Auspiciados por Torquemada, que desoía las críticas que se vertían contra sus métodos, el Santo Oficio se llenó de siniestros personajes como Alonso de Espina, que también era de origen converso. Otro converso extremista, Alonso de Cartagena, no dudó en escribir: "Si algún cristiano nuevo hay que mal use, yo seré el primero que traeré la leña en que lo quemen y daré el fuego". Para el historiador Joseph Pérez, "el antijudaísmo militante de algunos conversos se debía a su deseo de distinguirse de los falsos cristianos mediante la severa denuncia de sus errores"
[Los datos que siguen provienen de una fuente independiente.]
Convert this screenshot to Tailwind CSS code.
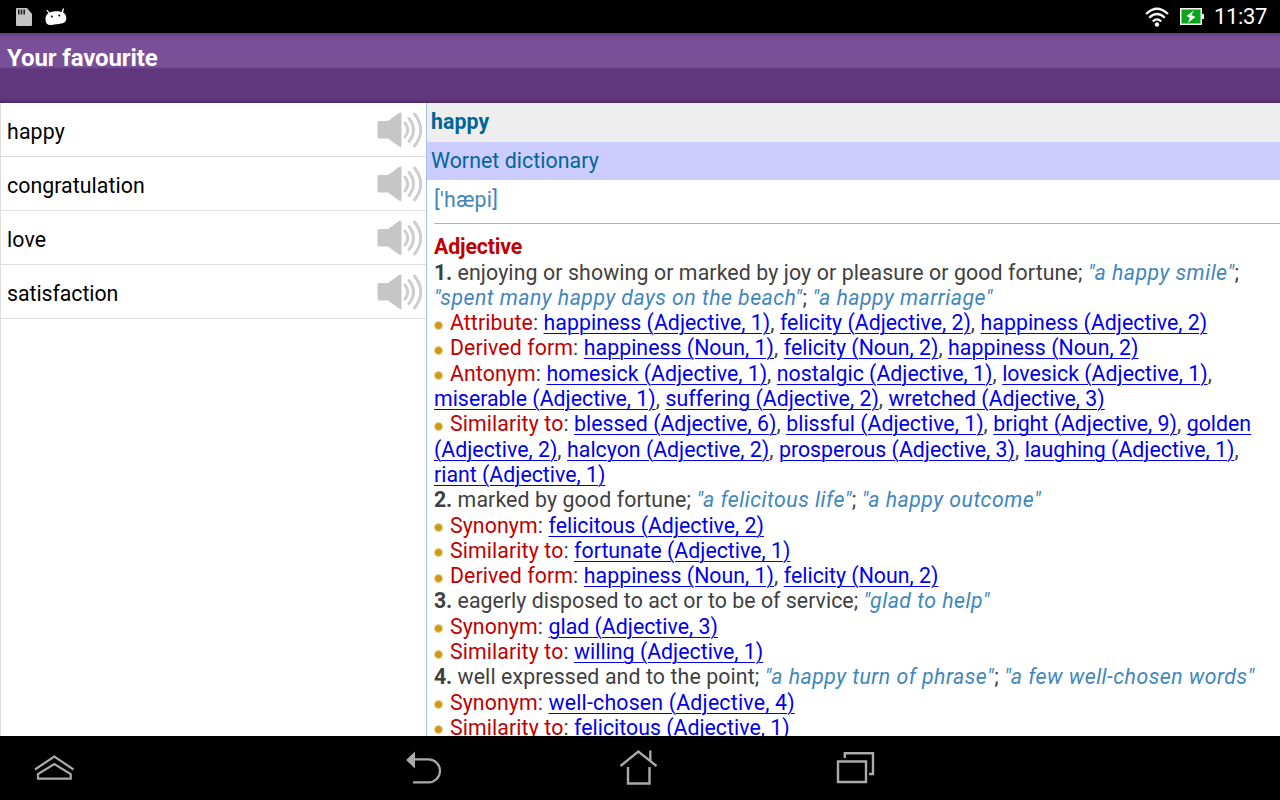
<!DOCTYPE html>
<html lang="en"><head><meta charset="utf-8"><title>Your favourite</title>
<script src="https://cdn.jsdelivr.net/npm/@tailwindcss/browser@4"></script></head>
<body class="w-[1280px] h-[800px] overflow-hidden bg-white font-['Roboto',sans-serif] flex flex-col">
<header class="h-[33px] shrink-0 bg-black text-white flex items-center justify-between pl-4 pr-[13px]">
<div class="flex items-center gap-[13px]">
<svg class="w-4 h-[18px]" viewBox="0 0 16 18"><path d="M1 0h10l5 6v11q0 1-1 1H1q-1 0-1-1V1q0-1 1-1z" fill="#c4c4c4"/><path d="M2.800 1.500v5M5.500 1.500v5M8.200 1.500v5" stroke="#222" stroke-width="1.600"/></svg>
<svg class="w-[22px] h-[18px]" viewBox="0 0 22 18"><path d="M2 2l2.500 4M18.500 .5l-1.500 5" stroke="#fff" stroke-width="1.300"/><path d="M.5 11.500C.3 6.500 4 3.500 10.500 3.300c6.500-.3 10.500 1.700 10.800 6.200.2 4.500-2.300 5.800-6.300 6.300-2 .2-5 .8-8 1.200C3 17.500.7 16 .5 11.500z" fill="#fff"/><circle cx="6.800" cy="8.500" r="1" fill="#000"/><circle cx="14.300" cy="7.600" r="1" fill="#000"/></svg>
</div>
<div class="flex items-center">
<svg class="w-6 h-5 mr-[11px]" viewBox="0 0 24 20" fill="none" stroke="#f4f4f4" stroke-width="2.300"><path d="M1 7q11-10.500 22 0M4.200 10.800q7.800-7.600 15.600 0M7.700 14.500q4.300-4.200 8.600 0"/><circle cx="12" cy="17.500" r="2.200" fill="#f4f4f4" stroke="none"/></svg>
<svg class="w-6 h-[17px] mr-[10px]" viewBox="0 0 24 17"><path d="M0 0h22v6h2v5h-2v6H0z" fill="#f4f4f4"/><path d="M1.500 1.500h19v14h-19z" fill="#0ba51c"/><path d="M14 2.500L6.500 8l3.500 2-2.500 5 8-6-4-2z" fill="#fff"/></svg>
<span class="text-[22px] leading-[31px] tracking-[-.35px] -mt-px">11:37</span></div>
</header>
<div class="h-[70px] shrink-0 bg-[linear-gradient(#5d3b7c_0px,#724892_3px,#794f97_6px,#794f97_34px,#6b4189_35px,#60377d_36px,#60377d_66px,#4b2a65_70px)] text-white font-bold text-[24px] leading-[28px] pl-[7px] pt-[11px]"><span class="tracking-[-.13px]">Your favourite</span></div>
<main class="h-[633px] shrink-0 flex overflow-hidden">
<section class="w-[426px] shrink-0 border-l border-[#ddd] text-[21.300px] text-black">
<div class="h-[54px] border-b border-[#ddd] flex items-center justify-between pl-[6px] pr-1 pt-[5px]"><span class="tracking-[.15px]">happy</span><svg class="w-[46px] h-9 -mt-[5px]" viewBox="0 0 46 36"><use href="#speaker"/></svg></div>
<div class="h-[54px] border-b border-[#ddd] flex items-center justify-between pl-[6px] pr-1 pt-[5px]"><span class="tracking-[.06px]">congratulation</span><svg class="w-[46px] h-9 -mt-[5px]" viewBox="0 0 46 36"><use href="#speaker"/></svg></div>
<div class="h-[54px] border-b border-[#ddd] flex items-center justify-between pl-[6px] pr-1 pt-[5px]"><span class="tracking-[.15px]">love</span><svg class="w-[46px] h-9 -mt-[5px]" viewBox="0 0 46 36"><use href="#speaker"/></svg></div>
<div class="h-[54px] border-b border-[#ddd] flex items-center justify-between pl-[6px] pr-1 pt-[5px]"><span class="tracking-[-.05px]">satisfaction</span><svg class="w-[46px] h-9 -mt-[5px]" viewBox="0 0 46 36"><use href="#speaker"/></svg></div>
</section>
<section class="flex-1 min-w-0 border-l border-[#a3c5ee] text-[21.300px]">
<div class="h-[39px] bg-[#eee] text-[#069] font-bold pl-1 leading-[38px] tracking-[.1px]">happy</div>
<div class="h-[38px] bg-[#ccf] text-[#069] pl-1 leading-[37px] tracking-[.07px]">Wornet dictionary</div>
<div class="ml-[7px] h-[43px] text-[#4187bb] leading-[39px] tracking-[.35px]">['hæpi]</div>
<div class="ml-[7px] h-px bg-[#80c0f5]"></div>
<div class="ml-[7px] pt-[10.300px] leading-[25.300px] whitespace-nowrap tracking-[.11px] text-[#404040] [&_a]:text-[#0000ee] [&_a]:tracking-[.01px] [&_a]:underline [&_a]:underline-offset-[2.500px] [&_a]:decoration-[1.300px] [&_i]:text-[#4187bb] [&_i]:tracking-[.47px] [&_em]:not-italic [&_em]:text-[#c00000] [&_s]:inline-block [&_s]:w-[9px] [&_s]:h-[9px] [&_s]:rounded-full [&_s]:bg-[#cc9a18] [&_s]:border [&_s]:border-[#e7cf91] [&_s]:mr-[1.500px] [&_s]:align-[.500px] [&_u]:tracking-[.03px] [&_u]:no-underline">
<div class="font-bold text-[#c00000] tracking-[-.15px]">Adjective</div>
<div><b class="tracking-[-.1px]">1.</b> enjoying or showing or marked by joy or pleasure or good fortune; <i>"a happy smile"</i>;</div>
<div><i>"spent many happy days on the beach"</i>; <i>"a happy marriage"</i></div>
<div><s></s> <em>Attribute</em>: <a><u>happiness (Adjective, 1)</u></a>, <a>felicity (Adjective, 2)</a>, <a><u>happiness (Adjective, 2)</u></a></div>
<div><s></s> <em>Derived form</em>: <a><u>happiness (Noun, 1)</u></a>, <a>felicity (Noun, 2)</a>, <a><u>happiness (Noun, 2)</u></a></div>
<div><s></s> <em>Antonym</em>: <a>homesick (Adjective, 1)</a>, <a>nostalgic (Adjective, 1)</a>, <a>lovesick (Adjective, 1)</a>,</div>
<div><a>miserable (Adjective, 1)</a>, <a>suffering (Adjective, 2)</a>, <a>wretched (Adjective, 3)</a></div>
<div><s></s> <em>Similarity to</em>: <a>blessed (Adjective, 6)</a>, <a>blissful (Adjective, 1)</a>, <a>bright (Adjective, 9)</a>, <a>golden</a></div>
<div><a>(Adjective, 2)</a>, <a>halcyon (Adjective, 2)</a>, <a>prosperous (Adjective, 3)</a>, <a>laughing (Adjective, 1)</a>,</div>
<div><a>riant (Adjective, 1)</a></div>
<div><b class="tracking-[-.1px]">2.</b> marked by good fortune; <i>"a felicitous life"</i>; <i>"a happy outcome"</i></div>
<div><s></s> <em>Synonym</em>: <a>felicitous (Adjective, 2)</a></div>
<div><s></s> <em>Similarity to</em>: <a>fortunate (Adjective, 1)</a></div>
<div><s></s> <em>Derived form</em>: <a><u>happiness (Noun, 1)</u></a>, <a>felicity (Noun, 2)</a></div>
<div><b class="tracking-[-.1px]">3.</b> <span class="tracking-[.03px]">eagerly disposed to act or to be of service;</span> <i>"glad to help"</i></div>
<div><s></s> <em>Synonym</em>: <a>glad (Adjective, 3)</a></div>
<div><s></s> <em>Similarity to</em>: <a>willing (Adjective, 1)</a></div>
<div><b class="tracking-[-.1px]">4.</b> well expressed and to the point; <i>"a happy turn of phrase"</i>; <i>"a few well-chosen words"</i></div>
<div><s></s> <em>Synonym</em>: <a><span class="tracking-[.2px]">well-chosen (Adjective, 4)</span></a></div>
<div><s></s> <em>Similarity to</em>: <a>felicitous (Adjective, 1)</a></div>
</div>
</section>
</main>
<nav class="h-16 shrink-0 bg-black flex items-center pl-[34px]">
<svg class="w-10 h-16 mr-[332px]" viewBox="34 0 40 64" fill="none" stroke="#aaa" stroke-width="2.200"><path d="M35 33.500L54.300 20.500 73.500 33.500M38 42.700V38L54.300 28 70.700 38v4.700z"/></svg>
<svg class="w-9 h-16 mr-[178px]" viewBox="406 0 36 64" fill="none" stroke="#aaa" stroke-width="2.200"><path d="M413 23.300h15.500a11.500 11.500 0 0 1 0 23H413"/><path d="M406 24l9-8.500v17z" fill="#aaa" stroke="none"/></svg>
<svg class="w-[38px] h-16 mr-[178px]" viewBox="620 0 38 64" fill="none" stroke="#aaa" stroke-width="2.400"><path d="M620.500 30L638.300 15.500 656.500 30M650.300 14.500v10M628 31v16.500h21.500V31"/></svg>
<svg class="w-10 h-16" viewBox="836 0 40 64" fill="none" stroke="#aaa" stroke-width="2.400"><path d="M838 25.500h28v20.500h-28zM844.800 22v-4.700h28.200V38h-4"/></svg>
</nav>
<svg class="hidden"><defs><g id="speaker"><path d="M1.500 10.500q0-1.500 1.500-1.500h9L23 1q2.500-1.500 2.500 1v32q0 2-2.500.5L12 26.500H3q-1.500 0-1.500-1.500z" fill="#c6c6c6"/><path d="M29 11q5.500 7 0 14M33 6.500q9 11.500 0 23M38.500 2q12.500 16 0 32" stroke="#cecece" stroke-width="3" stroke-linecap="round" fill="none"/></g></defs></svg>
</body></html>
La opinión de Torquemada fue decisiva a la hora de animar a los Reyes Católicos a decretar la expulsión de los judíos no convertidos, tras la conquista de Granada en 1492. En 1494, cuando cayó enfermo, cuatro obispos vinieron a ayudarle en sus tareas inquisitoriales. Dos años después se retiró al convento de Santo Tomás de Ávila que él mismo había fundado, y aún tuvo energías para convocar de nuevo a los inquisidores y redactar nuevas instrucciones de funcionamiento. A su muerte, el 16 de septiembre de 1498, le sucedió en el cargo de inquisidor general fray Diego de Deza, pero la Inquisición ya estaba consolidada. Durante los 18 años primeros costó la vida a 2.000 personas que fueron quemadas en la hoguera (según las cifras más moderadas) y otras 25.000 fueron procesadas. Hasta su abolición, en el año 1834, marcó trágicamente la vida española con un sello de intolerancia, e introdujo en la modernidad una mentalidad, denominada inquisitorial, que habría de sobrevivirle hasta el siglo XX.